Contractors can bid to work on projects for the City. Here's how the process works from start to finish.  

The processes we use to award work are determined by city and state law. They are designed to provide us with products that meet our needs at the lowest price. Suppliers must be responsible, responsive, and be registered in the Supplier Portal to work with the City of Boston. 

Services and Goods (Non-construction)
The rules of awards are determined by the total value of the work. For example, if the City anticipates paying $5,000 each year for three years, the total value is $15,000. Depending on the value of the work, we may have multiple options to choose from. This list covers most but not all of the ways the City awards work.
  1. Sound Business Practices: For work below $10,000, the City uses “sound business practices” to find the suppliers that give us the best value.
  2. Written Quote Contract: For work between $10,000 and $50,000 ($100,000 for Boston Public Schools), the City asks for quotes from at least three suppliers, including one certified by the City of Boston’s Supplier Diversity Department or the State of Massachusetts’ Supplier Diversity Office, and awards the work to the supplier with the lowest price.
  3. Invitation for Bids/Request for Proposals: For work above $50,000 ($100,000 for Boston Public Schools), the City publicly advertises in the City Register,, COMMBUYS, and the Goods and Services Bulletin for at least two weeks before reviewing the submitted bids. All businesses can submit bids, bids are opened at a predetermined time and place. Only suppliers that meet the minimum criteria identified in the advertisement are considered. The City always uses standard contracts for procurements in this price range.
    • Invitations for Bids are used when the City only needs to consider price. The City awards the contract to the supplier who meets our minimum criteria and has the lowest price.
    • Requests for Proposals are used when the City needs to consider things in addition to price. Suppliers submit separate price and non-price proposals. Then, we score the non-price proposals before looking at the price proposals. Considering both, we give the work to the supplier we think has the “most advantageous” proposal for the City.
  4. Inclusive Quote Contract: This is a special, Boston-specific process that lets us use the written quote process for work up to $250,000 if we only get quotes from certified businesses.

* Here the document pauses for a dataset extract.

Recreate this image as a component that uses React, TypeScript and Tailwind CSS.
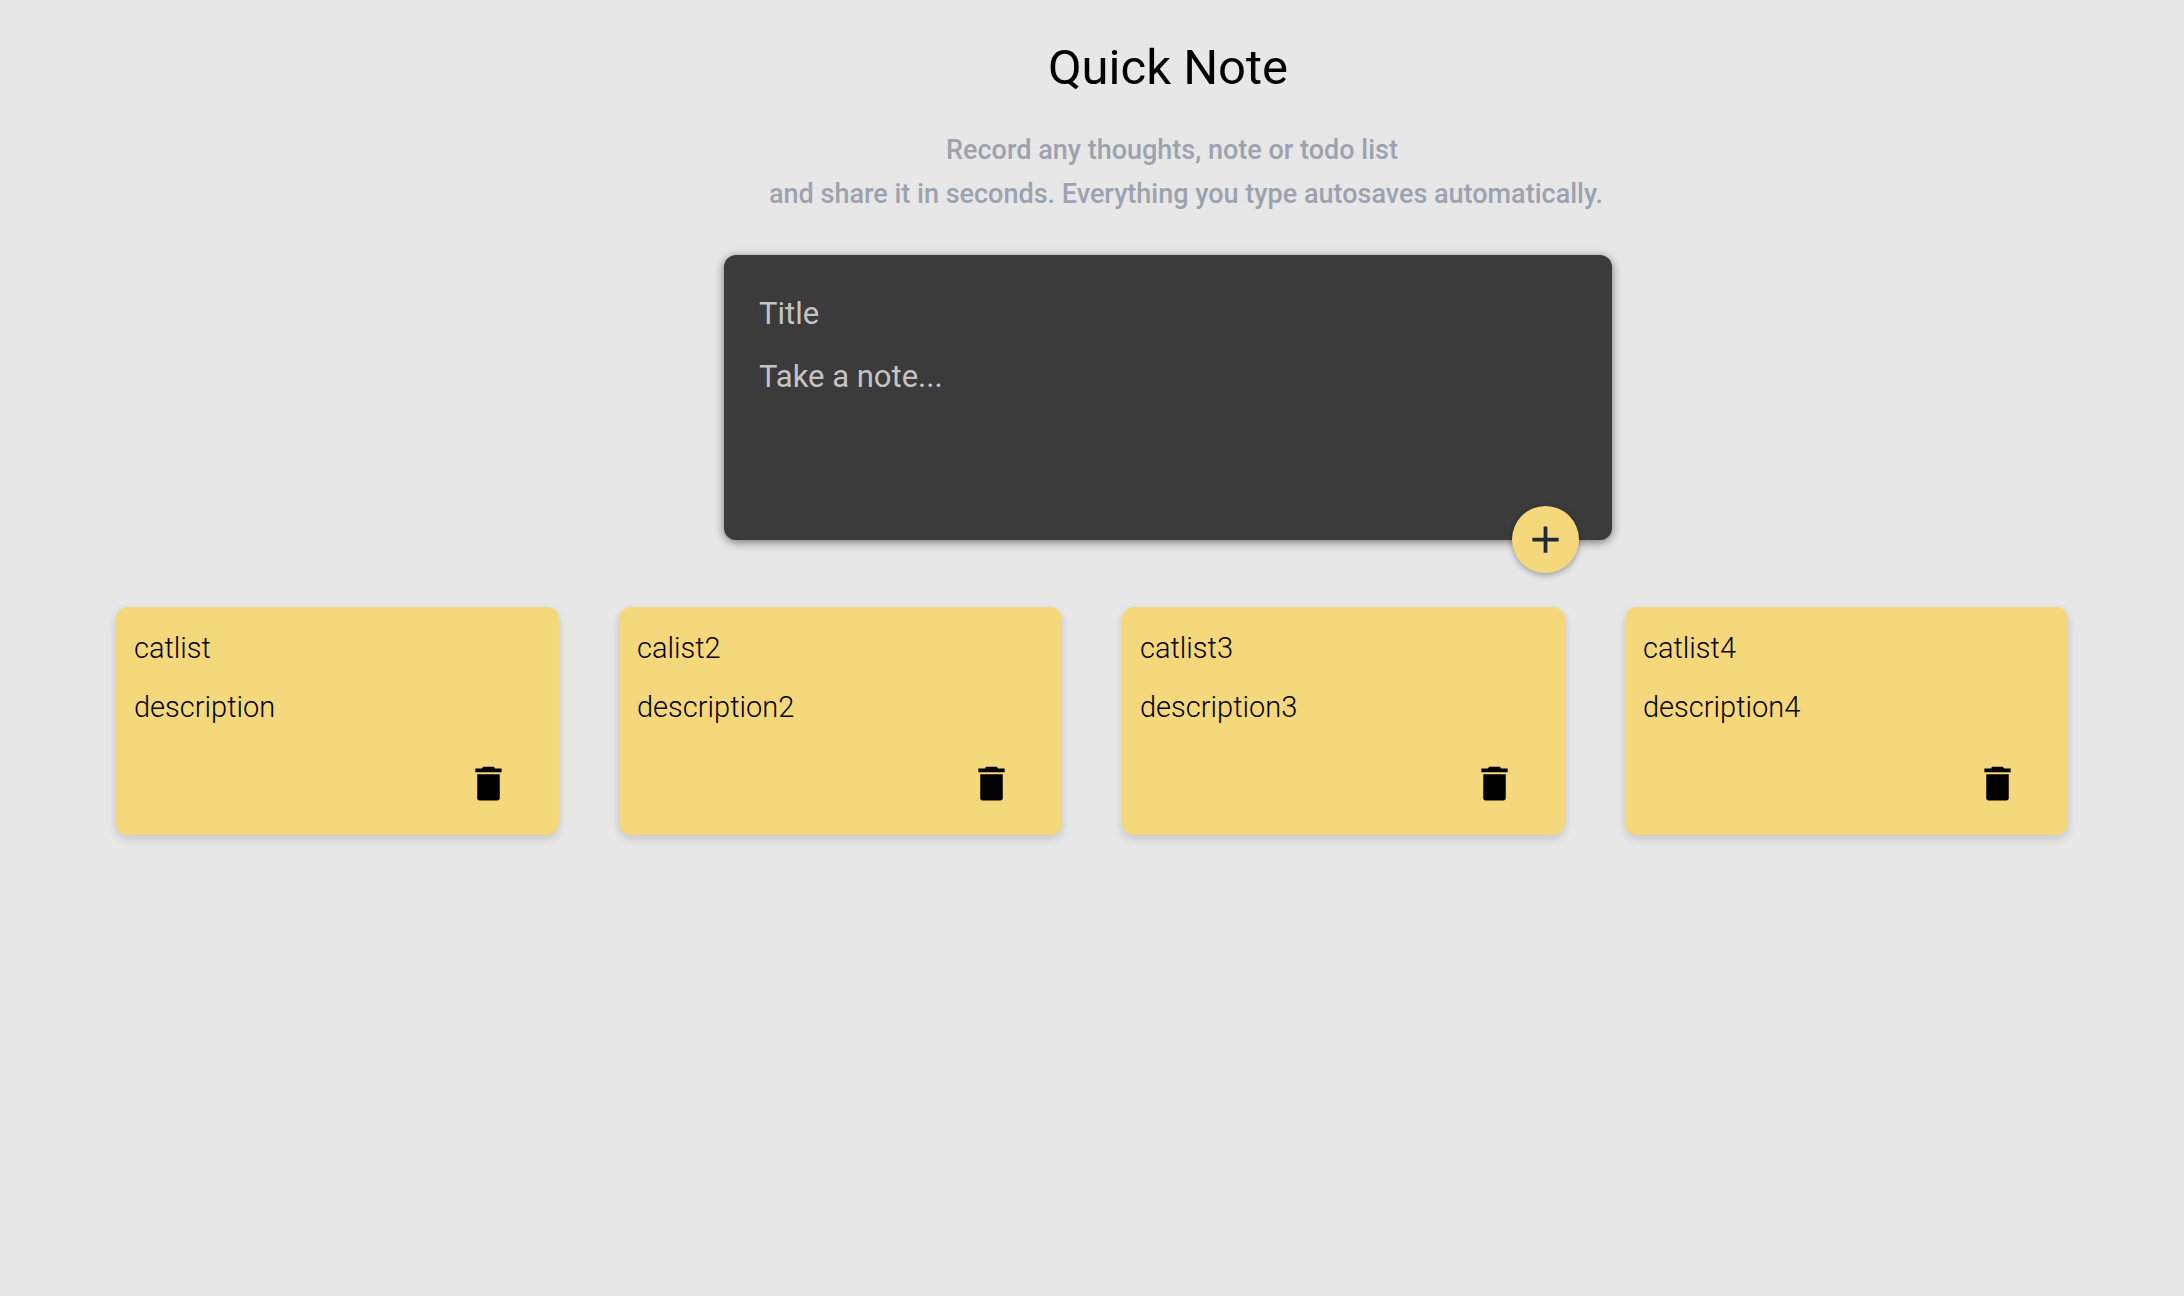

All construction work is awarded using the Invitation for Bids process. Requirements vary depending on the type of construction being done and the value of the work. Learn more about construction projects. 

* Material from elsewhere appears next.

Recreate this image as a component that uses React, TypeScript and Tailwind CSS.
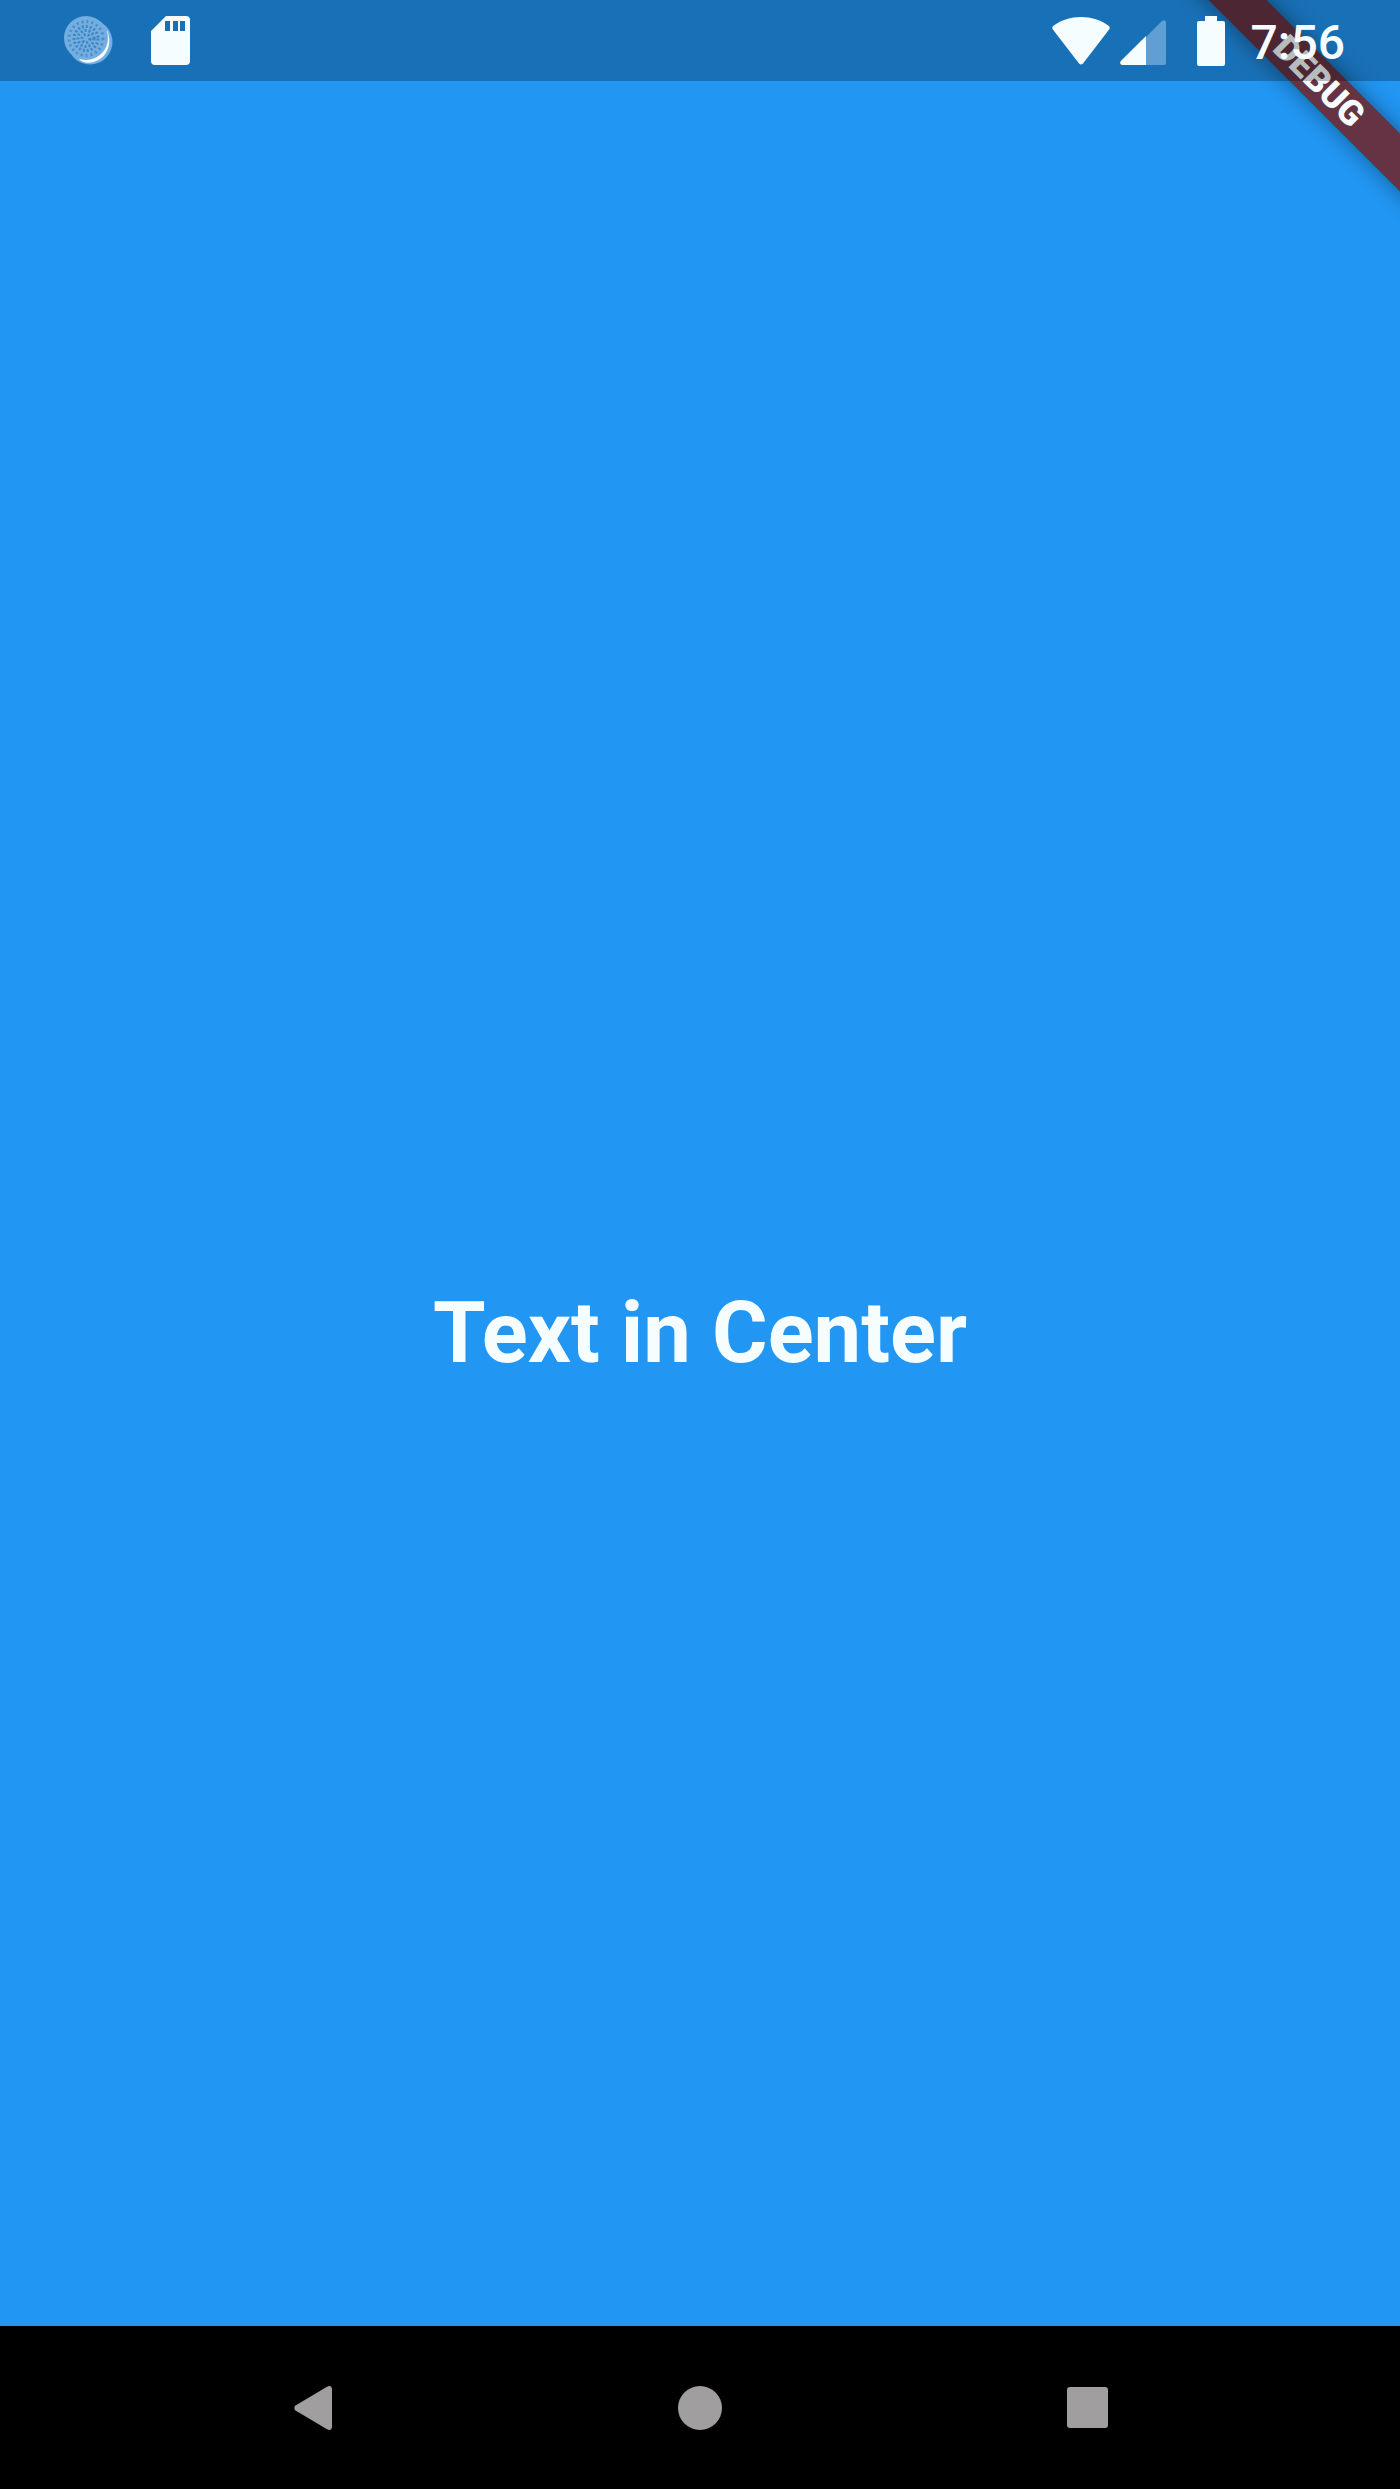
import React from "react";

function SyncIcon() {
  return (
    <svg width="49" height="49" viewBox="0 0 49 49" aria-hidden="true">
      <circle cx="26" cy="26" r="22.5" fill="#74aee0" />
      <path d="M43 14 C49 28 43 44 27 46.500 C23 47.300 18 46.500 15 43 L22 40 L38 30Z" fill="#f5fdff" />
      <circle cx="22" cy="22" r="22" fill="#74aee0" />
      <circle cx="22" cy="22.5" r="17" fill="none" stroke="#4a8fcb" strokeWidth="3" strokeDasharray="2 3" />
      <circle cx="22" cy="22.5" r="12" fill="none" stroke="#3c86c4" strokeWidth="3" strokeDasharray="2 2" />
      <circle cx="22" cy="22.5" r="8" fill="none" stroke="#3c86c4" strokeWidth="3" strokeDasharray="2 2" />
      <circle cx="22" cy="22.5" r="4" fill="none" stroke="#3c86c4" strokeWidth="3" strokeDasharray="2 2" />
    </svg>
  );
}

function SdCardIcon() {
  return (
    <svg width="39" height="49" viewBox="0 0 39 49" fill="#f5fdff" aria-hidden="true">
      <path
        fillRule="evenodd"
        d="M15 0H35a4 4 0 0 1 4 4V45a4 4 0 0 1-4 4H4a4 4 0 0 1-4-4V15ZM14 5V15H19V5ZM22 5V15H27V5ZM29 5V15H34V5Z"
      />
    </svg>
  );
}

function WifiIcon() {
  return (
    <svg width="58" height="48" viewBox="0 0 58 48" fill="#f5fdff" aria-hidden="true">
      <path d="M1 9C9 3 19 0 29 0S49 3 57 9Q58 10.500 57.500 12L31 46.500Q29 48.500 27 46.500L.5 12Q0 10.500 1 9Z" />
    </svg>
  );
}

function SignalIcon() {
  return (
    <svg width="46" height="45" viewBox="0 0 46 45" aria-hidden="true">
      <path d="M26 17 42 1Q46-1 46 3V43Q46 45 44 45H26Z" fill="#5f9fd3" />
      <path d="M26 16V45H2Q-1 44 .8 41Z" fill="#f5fdff" />
    </svg>
  );
}

function BatteryIcon() {
  return (
    <svg width="28" height="50" viewBox="0 0 28 50" fill="#f5fdff" aria-hidden="true">
      <path d="M8 0H20V5H26Q28 5 28 7V48Q28 50 26 50H2Q0 50 0 48V7Q0 5 2 5H8Z" />
    </svg>
  );
}

function StatusBar() {
  return (
    <header className="relative z-10 flex h-[81px] items-center justify-between bg-black/25 pr-[55px] pl-16">
      <div className="flex items-center gap-[38px]">
        <SyncIcon />
        <SdCardIcon />
      </div>
      <div className="flex items-center">
        <div className="flex items-end gap-[10px]">
          <WifiIcon />
          <SignalIcon />
        </div>
        <div className="mr-[26px] ml-[31px]">
          <BatteryIcon />
        </div>
        <time className="pt-1 text-[48px] leading-none font-medium">7:56</time>
      </div>
    </header>
  );
}

function DebugBanner() {
  return (
    <div className="pointer-events-none absolute top-0 right-0 flex size-[163px] items-center justify-center">
      <div className="flex h-[41px] w-[320px] shrink-0 rotate-45 items-center justify-center bg-[#663344] text-[35px] leading-none font-black shadow-[0_0_22px_rgba(0,0,0,0.4)]">
        DEBUG
      </div>
    </div>
  );
}

function NavigationBar() {
  return (
    <nav className="flex h-[163px] justify-center bg-black">
      <div className="grid w-[83%] grid-cols-3 place-items-center">
        <button type="button" aria-label="Back">
          <svg width="38" height="44" viewBox="0 0 38 44" fill="#a09e9f" aria-hidden="true">
            <path d="M33 .8Q38-1.500 38 4V40Q38 45.500 33 43.200L1.500 24.500Q-1 22 1.500 19.500Z" />
          </svg>
        </button>
        <button type="button" aria-label="Home" className="size-11 rounded-full bg-[#a09e9f]" />
        <button type="button" aria-label="Overview" className="size-[41px] rounded-[3px] bg-[#a09e9f]" />
      </div>
    </nav>
  );
}

export default function App() {
  return (
    <div className="relative flex min-h-screen flex-col overflow-hidden bg-[#2196f3] font-['Roboto',sans-serif] text-[#f5fdff]">
      <DebugBanner />
      <StatusBar />
      <main className="flex flex-1 items-center justify-center pt-[259px]">
        <h1 className="text-[85px] leading-none font-bold">Text in Center</h1>
      </main>
      <NavigationBar />
    </div>
  );
}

All IFBs/RFPs are advertised in the City Record. We publish the Record every Monday with a list of opportunities for the week. These opportunities can also be viewed in the Supplier Portal,

Most suppliers submit their bids using the Supplier Portal, but you can also submit them on paper in-person or through the mail. The location to mail in or drop off your bid will be listed in the advertisement. Late submissions will not be considered.

For certain types of work, only paper bids or proposals will be accepted. These procurements will not be posted on the Supplier Portal. Remember to check the City Record, and the relevant state publications to see which bids are paper only.

After the proposed work is awarded, we will send a contract to the winning bidder online. The bidder signs and then the City will create a purchase order. We will also email the suppliers who were not selected.


City departments sometimes release Requests for Information to do market research. The City communicating with a supplier about an RFI does not imply a right to contract with them. Responding to an RFI will not give a supplier an advantage when competing for work with the City. Anything you send to us may be subject to public records requests.